● **GIVEN EXERCISE**: Skip any picture you find and retype all the remaining lines exactly.

--- START SOURCE EXCERPT ---

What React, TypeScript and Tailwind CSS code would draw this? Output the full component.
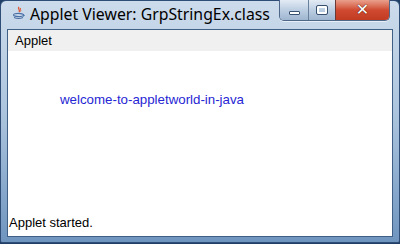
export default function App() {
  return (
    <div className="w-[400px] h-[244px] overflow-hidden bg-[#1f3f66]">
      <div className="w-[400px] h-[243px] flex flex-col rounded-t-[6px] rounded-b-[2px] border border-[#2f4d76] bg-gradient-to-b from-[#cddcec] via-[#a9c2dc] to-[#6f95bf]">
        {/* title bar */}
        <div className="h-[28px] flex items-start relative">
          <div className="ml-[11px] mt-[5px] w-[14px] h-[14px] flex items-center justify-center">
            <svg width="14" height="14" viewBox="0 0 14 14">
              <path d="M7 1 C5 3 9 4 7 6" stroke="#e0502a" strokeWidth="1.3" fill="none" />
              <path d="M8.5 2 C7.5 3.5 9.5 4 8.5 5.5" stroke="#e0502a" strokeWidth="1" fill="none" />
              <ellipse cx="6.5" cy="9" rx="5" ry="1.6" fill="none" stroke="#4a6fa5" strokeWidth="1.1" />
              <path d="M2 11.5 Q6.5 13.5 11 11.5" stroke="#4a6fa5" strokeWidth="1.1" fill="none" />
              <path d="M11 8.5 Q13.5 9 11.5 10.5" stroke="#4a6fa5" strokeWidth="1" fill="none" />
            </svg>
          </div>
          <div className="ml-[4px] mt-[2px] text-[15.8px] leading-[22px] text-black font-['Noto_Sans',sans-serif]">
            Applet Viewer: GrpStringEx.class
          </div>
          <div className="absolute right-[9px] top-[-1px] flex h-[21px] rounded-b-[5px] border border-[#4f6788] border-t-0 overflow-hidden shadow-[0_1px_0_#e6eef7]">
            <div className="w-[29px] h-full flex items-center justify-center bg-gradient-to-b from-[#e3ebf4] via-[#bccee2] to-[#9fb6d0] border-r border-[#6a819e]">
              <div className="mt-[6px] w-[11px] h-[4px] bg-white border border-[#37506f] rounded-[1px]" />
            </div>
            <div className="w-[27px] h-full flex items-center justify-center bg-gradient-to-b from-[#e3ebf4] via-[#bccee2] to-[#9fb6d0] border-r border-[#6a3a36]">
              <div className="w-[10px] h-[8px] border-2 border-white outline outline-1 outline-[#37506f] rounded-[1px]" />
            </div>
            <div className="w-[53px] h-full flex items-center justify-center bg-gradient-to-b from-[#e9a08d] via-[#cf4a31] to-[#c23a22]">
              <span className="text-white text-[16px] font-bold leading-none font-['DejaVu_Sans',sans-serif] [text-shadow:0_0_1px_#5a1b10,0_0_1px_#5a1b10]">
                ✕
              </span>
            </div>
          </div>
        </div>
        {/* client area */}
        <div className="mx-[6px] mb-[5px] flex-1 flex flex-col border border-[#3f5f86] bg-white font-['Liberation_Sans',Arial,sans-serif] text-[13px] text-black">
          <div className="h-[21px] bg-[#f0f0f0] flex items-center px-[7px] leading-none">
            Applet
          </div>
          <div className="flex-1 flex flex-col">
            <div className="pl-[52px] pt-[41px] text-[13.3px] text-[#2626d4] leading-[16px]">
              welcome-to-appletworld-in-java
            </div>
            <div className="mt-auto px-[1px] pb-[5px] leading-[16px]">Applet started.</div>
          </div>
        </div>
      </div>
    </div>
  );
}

--- END SOURCE EXCERPT ---

● **SOLUTION TO THIS EXERCISE**:
What React, TypeScript and Tailwind CSS code would draw this? Output the full component.
export default function App() {
  return (
    <div className="w-[400px] h-[244px] overflow-hidden bg-[#1f3f66]">
      <div className="w-[400px] h-[243px] flex flex-col rounded-t-[6px] rounded-b-[2px] border border-[#2f4d76] bg-gradient-to-b from-[#cddcec] via-[#a9c2dc] to-[#6f95bf]">
        {/* title bar */}
        <div className="h-[28px] flex items-start relative">
          <div className="ml-[11px] mt-[5px] w-[14px] h-[14px] flex items-center justify-center">
            <svg width="14" height="14" viewBox="0 0 14 14">
              <path d="M7 1 C5 3 9 4 7 6" stroke="#e0502a" strokeWidth="1.3" fill="none" />
              <path d="M8.5 2 C7.5 3.5 9.5 4 8.5 5.5" stroke="#e0502a" strokeWidth="1" fill="none" />
              <ellipse cx="6.5" cy="9" rx="5" ry="1.6" fill="none" stroke="#4a6fa5" strokeWidth="1.1" />
              <path d="M2 11.5 Q6.5 13.5 11 11.5" stroke="#4a6fa5" strokeWidth="1.1" fill="none" />
              <path d="M11 8.5 Q13.5 9 11.5 10.5" stroke="#4a6fa5" strokeWidth="1" fill="none" />
            </svg>
          </div>
          <div className="ml-[4px] mt-[2px] text-[15.8px] leading-[22px] text-black font-['Noto_Sans',sans-serif]">
            Applet Viewer: GrpStringEx.class
          </div>
          <div className="absolute right-[9px] top-[-1px] flex h-[21px] rounded-b-[5px] border border-[#4f6788] border-t-0 overflow-hidden shadow-[0_1px_0_#e6eef7]">
            <div className="w-[29px] h-full flex items-center justify-center bg-gradient-to-b from-[#e3ebf4] via-[#bccee2] to-[#9fb6d0] border-r border-[#6a819e]">
              <div className="mt-[6px] w-[11px] h-[4px] bg-white border border-[#37506f] rounded-[1px]" />
            </div>
            <div className="w-[27px] h-full flex items-center justify-center bg-gradient-to-b from-[#e3ebf4] via-[#bccee2] to-[#9fb6d0] border-r border-[#6a3a36]">
              <div className="w-[10px] h-[8px] border-2 border-white outline outline-1 outline-[#37506f] rounded-[1px]" />
            </div>
            <div className="w-[53px] h-full flex items-center justify-center bg-gradient-to-b from-[#e9a08d] via-[#cf4a31] to-[#c23a22]">
              <span className="text-white text-[16px] font-bold leading-none font-['DejaVu_Sans',sans-serif] [text-shadow:0_0_1px_#5a1b10,0_0_1px_#5a1b10]">
                ✕
              </span>
            </div>
          </div>
        </div>
        {/* client area */}
        <div className="mx-[6px] mb-[5px] flex-1 flex flex-col border border-[#3f5f86] bg-white font-['Liberation_Sans',Arial,sans-serif] text-[13px] text-black">
          <div className="h-[21px] bg-[#f0f0f0] flex items-center px-[7px] leading-none">
            Applet
          </div>
          <div className="flex-1 flex flex-col">
            <div className="pl-[52px] pt-[41px] text-[13.3px] text-[#2626d4] leading-[16px]">
              welcome-to-appletworld-in-java
            </div>
            <div className="mt-auto px-[1px] pb-[5px] leading-[16px]">Applet started.</div>
          </div>
        </div>
      </div>
    </div>
  );
}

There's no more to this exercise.